According to the Fabian socialists, gradualism together with constitutionalism may bring “important organic changes” (Ward, 1998: 39). After the riots of 1886 and Bloody Sunday in 1887 the Fabian Society embraced constitutionalism and gradualism, meaning “democratically and peacefully” (Ward, 1998: 40). Shaw himself admitted that the Fabians broke the “intellectual bondage” (Pease, 2004: 139) with Marxism as recalled by Edward Pease, one of the members, in The History of the Fabian Society. The name itself, Fabian Society, may suggest a connection with the Roman general, Quintus Fabius Cunctator, who avoided a frontal attack on Hannibal's army by employing delaying tactics.
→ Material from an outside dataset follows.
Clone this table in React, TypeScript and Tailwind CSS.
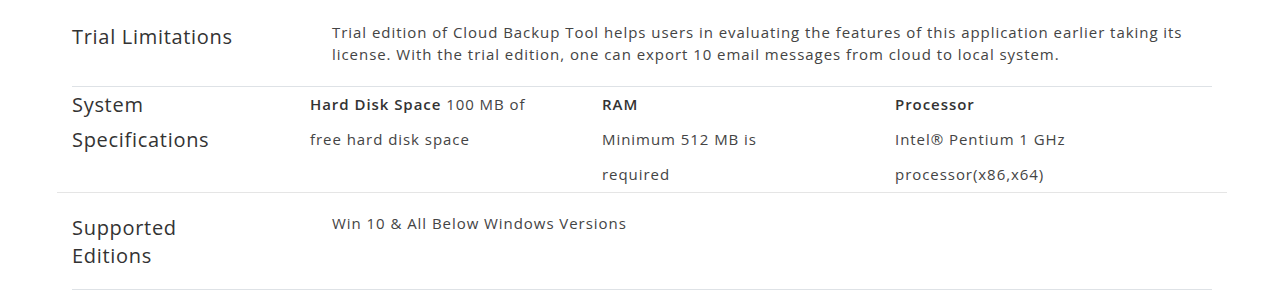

Likewise, the Fabians promoted evolutionary socialism instead of revolutionary programs in Britain (Diniejko, n.d.: sect. 2). Furthermore, they adopted the policy of permeation which involved infiltrating the government institutions, political parties and the Parliament by its members and supporters in order to achieve the wished reforms. They intended to spread their ideology among the non-socialist politicians in order to persuade them regarding their political objectives, among these the principal was the nationalisation of the industries (Diniejko, n.d.: sect.9). As a consequence, Oscar Wilde's gradualism may be interpreted as a slow, natural evolution towards individualism whereas Fabianism means to convert society to socialism democratically and gradually.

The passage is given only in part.